Dean Slaugh

Personal information
- Born: March 29, 1929 Vernal, Utah, U.S.
- Died: April 13, 2009 (aged 80) United States

Sport
- Country: United States
- Sport: Archery
- Disability: Paraplegia

Medal record
Representing United States
Paralympic Games
Archery
| Gold medal – first place | 1964 Tokyo | Albion round open |
| Gold medal – first place | 1964 Tokyo | Albion round team open |
| Gold medal – first place | 1964 Tokyo | FITA round open |
| Gold medal – first place | 1964 Tokyo | FITA round team open |

= Dean Slaugh =

American paralympic archer

Dean Slaugh (March 29, 1929 – April 13, 2009) was an American paralympic archer.
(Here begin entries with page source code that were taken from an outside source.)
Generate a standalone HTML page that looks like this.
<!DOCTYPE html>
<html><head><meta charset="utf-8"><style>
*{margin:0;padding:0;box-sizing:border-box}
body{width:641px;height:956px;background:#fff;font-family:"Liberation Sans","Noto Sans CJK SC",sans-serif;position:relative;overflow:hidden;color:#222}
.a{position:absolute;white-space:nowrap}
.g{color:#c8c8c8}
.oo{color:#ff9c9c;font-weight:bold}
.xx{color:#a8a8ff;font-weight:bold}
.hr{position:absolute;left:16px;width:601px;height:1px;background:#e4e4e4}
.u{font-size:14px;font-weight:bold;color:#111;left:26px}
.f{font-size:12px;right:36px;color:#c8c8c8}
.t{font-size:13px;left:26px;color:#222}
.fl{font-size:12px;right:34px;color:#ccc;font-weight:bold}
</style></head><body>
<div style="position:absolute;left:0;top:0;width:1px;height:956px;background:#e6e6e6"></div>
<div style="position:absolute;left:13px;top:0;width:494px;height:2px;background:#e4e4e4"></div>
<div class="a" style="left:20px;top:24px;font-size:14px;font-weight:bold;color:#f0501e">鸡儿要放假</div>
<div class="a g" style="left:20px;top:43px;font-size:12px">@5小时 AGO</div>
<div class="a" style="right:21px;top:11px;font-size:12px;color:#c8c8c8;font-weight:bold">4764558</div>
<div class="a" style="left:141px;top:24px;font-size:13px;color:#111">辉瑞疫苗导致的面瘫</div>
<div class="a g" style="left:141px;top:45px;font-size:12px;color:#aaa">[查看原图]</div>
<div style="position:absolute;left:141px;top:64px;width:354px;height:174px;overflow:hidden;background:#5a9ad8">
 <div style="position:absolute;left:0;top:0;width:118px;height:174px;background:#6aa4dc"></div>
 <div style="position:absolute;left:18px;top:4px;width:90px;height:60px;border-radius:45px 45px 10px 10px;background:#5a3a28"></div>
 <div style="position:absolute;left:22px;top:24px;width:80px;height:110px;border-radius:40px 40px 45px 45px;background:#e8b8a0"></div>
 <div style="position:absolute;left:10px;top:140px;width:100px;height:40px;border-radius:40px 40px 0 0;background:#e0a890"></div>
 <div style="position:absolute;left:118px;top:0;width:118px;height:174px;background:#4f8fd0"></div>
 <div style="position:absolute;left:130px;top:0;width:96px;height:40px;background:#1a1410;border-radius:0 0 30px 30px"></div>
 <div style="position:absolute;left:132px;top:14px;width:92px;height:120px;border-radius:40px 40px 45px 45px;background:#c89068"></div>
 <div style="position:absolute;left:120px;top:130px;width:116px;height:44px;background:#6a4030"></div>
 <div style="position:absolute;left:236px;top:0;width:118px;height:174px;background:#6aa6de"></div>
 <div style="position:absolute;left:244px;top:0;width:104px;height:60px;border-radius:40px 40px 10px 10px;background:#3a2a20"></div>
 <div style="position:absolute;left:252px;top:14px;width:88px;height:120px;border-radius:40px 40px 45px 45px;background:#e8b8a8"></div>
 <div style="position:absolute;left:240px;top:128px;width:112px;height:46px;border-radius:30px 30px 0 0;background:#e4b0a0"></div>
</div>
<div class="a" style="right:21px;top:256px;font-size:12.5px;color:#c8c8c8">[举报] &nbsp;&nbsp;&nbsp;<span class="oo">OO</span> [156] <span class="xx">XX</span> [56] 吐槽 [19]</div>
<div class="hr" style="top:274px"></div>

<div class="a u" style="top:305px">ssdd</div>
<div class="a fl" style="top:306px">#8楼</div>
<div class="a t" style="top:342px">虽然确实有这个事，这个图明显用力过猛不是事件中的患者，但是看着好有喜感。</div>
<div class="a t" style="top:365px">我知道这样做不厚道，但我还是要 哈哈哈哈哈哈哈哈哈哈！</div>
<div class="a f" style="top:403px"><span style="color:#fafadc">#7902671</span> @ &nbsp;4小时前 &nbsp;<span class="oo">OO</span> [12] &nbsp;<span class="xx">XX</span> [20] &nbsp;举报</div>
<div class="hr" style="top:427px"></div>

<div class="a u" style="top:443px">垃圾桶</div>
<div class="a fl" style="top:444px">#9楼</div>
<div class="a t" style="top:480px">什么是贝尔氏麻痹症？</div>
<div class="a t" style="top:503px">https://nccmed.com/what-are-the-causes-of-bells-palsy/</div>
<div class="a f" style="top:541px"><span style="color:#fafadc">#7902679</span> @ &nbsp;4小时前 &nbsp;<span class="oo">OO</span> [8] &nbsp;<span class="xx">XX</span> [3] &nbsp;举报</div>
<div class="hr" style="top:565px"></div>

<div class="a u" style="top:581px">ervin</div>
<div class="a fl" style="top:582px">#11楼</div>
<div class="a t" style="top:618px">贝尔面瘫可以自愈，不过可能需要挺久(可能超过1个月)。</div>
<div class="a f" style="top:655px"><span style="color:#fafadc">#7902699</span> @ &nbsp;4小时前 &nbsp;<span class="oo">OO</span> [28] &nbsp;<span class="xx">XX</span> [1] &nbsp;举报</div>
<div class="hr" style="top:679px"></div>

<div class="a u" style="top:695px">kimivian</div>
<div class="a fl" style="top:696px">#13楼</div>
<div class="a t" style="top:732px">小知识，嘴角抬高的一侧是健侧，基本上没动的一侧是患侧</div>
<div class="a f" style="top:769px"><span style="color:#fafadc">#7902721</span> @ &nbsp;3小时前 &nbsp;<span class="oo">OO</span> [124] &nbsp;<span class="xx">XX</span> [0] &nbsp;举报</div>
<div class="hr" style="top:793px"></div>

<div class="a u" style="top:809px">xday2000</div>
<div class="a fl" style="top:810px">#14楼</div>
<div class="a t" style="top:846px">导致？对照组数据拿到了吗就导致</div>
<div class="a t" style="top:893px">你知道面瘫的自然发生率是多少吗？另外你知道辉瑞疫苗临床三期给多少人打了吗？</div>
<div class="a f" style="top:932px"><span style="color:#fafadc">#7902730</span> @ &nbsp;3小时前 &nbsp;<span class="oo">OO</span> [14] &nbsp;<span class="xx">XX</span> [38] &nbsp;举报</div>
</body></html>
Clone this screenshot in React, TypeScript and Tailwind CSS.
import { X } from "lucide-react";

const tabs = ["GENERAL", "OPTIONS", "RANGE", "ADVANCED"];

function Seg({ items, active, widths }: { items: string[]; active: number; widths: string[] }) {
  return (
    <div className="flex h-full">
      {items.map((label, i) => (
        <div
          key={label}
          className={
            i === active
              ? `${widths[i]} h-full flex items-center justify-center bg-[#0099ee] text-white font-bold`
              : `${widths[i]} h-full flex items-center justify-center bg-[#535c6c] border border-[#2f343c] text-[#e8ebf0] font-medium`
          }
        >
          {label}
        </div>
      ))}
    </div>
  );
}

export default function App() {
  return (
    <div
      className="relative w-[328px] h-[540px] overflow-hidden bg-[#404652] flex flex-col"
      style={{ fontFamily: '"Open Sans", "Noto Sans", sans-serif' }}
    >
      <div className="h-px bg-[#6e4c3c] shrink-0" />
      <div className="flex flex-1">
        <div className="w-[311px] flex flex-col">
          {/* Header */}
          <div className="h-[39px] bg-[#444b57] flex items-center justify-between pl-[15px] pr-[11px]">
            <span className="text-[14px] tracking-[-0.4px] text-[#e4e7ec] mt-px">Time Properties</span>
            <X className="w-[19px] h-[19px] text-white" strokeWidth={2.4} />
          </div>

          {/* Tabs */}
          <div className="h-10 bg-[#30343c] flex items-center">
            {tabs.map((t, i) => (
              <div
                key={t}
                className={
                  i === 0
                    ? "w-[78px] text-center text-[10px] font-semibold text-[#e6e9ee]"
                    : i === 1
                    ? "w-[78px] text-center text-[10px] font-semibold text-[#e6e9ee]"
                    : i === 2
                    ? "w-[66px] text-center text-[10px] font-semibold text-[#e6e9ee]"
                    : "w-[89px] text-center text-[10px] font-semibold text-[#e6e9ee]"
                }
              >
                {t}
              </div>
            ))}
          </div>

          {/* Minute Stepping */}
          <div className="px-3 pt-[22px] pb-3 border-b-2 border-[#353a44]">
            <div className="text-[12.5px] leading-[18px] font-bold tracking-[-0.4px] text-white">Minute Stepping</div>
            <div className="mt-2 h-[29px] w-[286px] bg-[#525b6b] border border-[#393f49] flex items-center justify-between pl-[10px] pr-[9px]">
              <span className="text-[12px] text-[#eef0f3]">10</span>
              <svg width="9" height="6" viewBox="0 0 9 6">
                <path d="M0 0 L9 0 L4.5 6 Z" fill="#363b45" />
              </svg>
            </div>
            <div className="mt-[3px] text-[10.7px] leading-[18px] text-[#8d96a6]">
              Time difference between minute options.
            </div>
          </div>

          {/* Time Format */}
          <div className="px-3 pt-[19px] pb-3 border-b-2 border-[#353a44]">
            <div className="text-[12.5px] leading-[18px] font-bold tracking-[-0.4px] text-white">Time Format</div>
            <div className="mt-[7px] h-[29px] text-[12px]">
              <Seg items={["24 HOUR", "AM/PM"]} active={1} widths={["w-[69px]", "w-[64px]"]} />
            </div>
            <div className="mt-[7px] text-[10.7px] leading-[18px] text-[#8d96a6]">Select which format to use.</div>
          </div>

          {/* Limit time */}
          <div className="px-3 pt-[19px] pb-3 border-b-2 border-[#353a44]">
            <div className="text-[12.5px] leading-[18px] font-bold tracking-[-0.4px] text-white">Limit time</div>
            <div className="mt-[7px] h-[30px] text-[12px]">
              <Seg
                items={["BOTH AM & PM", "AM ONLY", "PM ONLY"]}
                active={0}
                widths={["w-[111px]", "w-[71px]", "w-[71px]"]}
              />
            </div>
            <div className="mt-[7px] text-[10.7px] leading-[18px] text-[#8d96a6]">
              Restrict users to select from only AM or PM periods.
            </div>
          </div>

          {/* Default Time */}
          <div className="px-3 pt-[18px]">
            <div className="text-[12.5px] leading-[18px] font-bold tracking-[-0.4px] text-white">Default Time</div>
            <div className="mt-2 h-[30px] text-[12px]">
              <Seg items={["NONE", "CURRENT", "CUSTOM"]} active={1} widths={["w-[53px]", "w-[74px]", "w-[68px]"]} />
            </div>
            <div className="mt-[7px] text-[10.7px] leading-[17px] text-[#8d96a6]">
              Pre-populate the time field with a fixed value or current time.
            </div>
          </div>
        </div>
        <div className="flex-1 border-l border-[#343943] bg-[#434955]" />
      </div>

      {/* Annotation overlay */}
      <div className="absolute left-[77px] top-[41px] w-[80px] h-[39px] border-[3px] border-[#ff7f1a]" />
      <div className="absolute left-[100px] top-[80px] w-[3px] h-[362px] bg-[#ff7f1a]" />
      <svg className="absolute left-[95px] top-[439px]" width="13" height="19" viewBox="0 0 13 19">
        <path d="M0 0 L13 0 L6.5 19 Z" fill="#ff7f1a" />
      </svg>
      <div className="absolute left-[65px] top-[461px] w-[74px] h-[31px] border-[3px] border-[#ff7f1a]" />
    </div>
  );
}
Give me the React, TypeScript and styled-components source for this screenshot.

He competed at the 1964 Summer Paralympics.

== Biography ==
Slaugh was born in Vernal, Utah, and later lived in Garden Grove, California. He was injured in the Korean War. He competed in the archery events at the 1964 Summer Paralympics. Slaugh won individual gold medals in the albion round open event and FITA round open event. He was also a member of the gold-winning teams in the albion round team open event (with Dick Robinson and Jack Whitman), and the FITA round team open event (with Jim Mathis and Jack Whitman).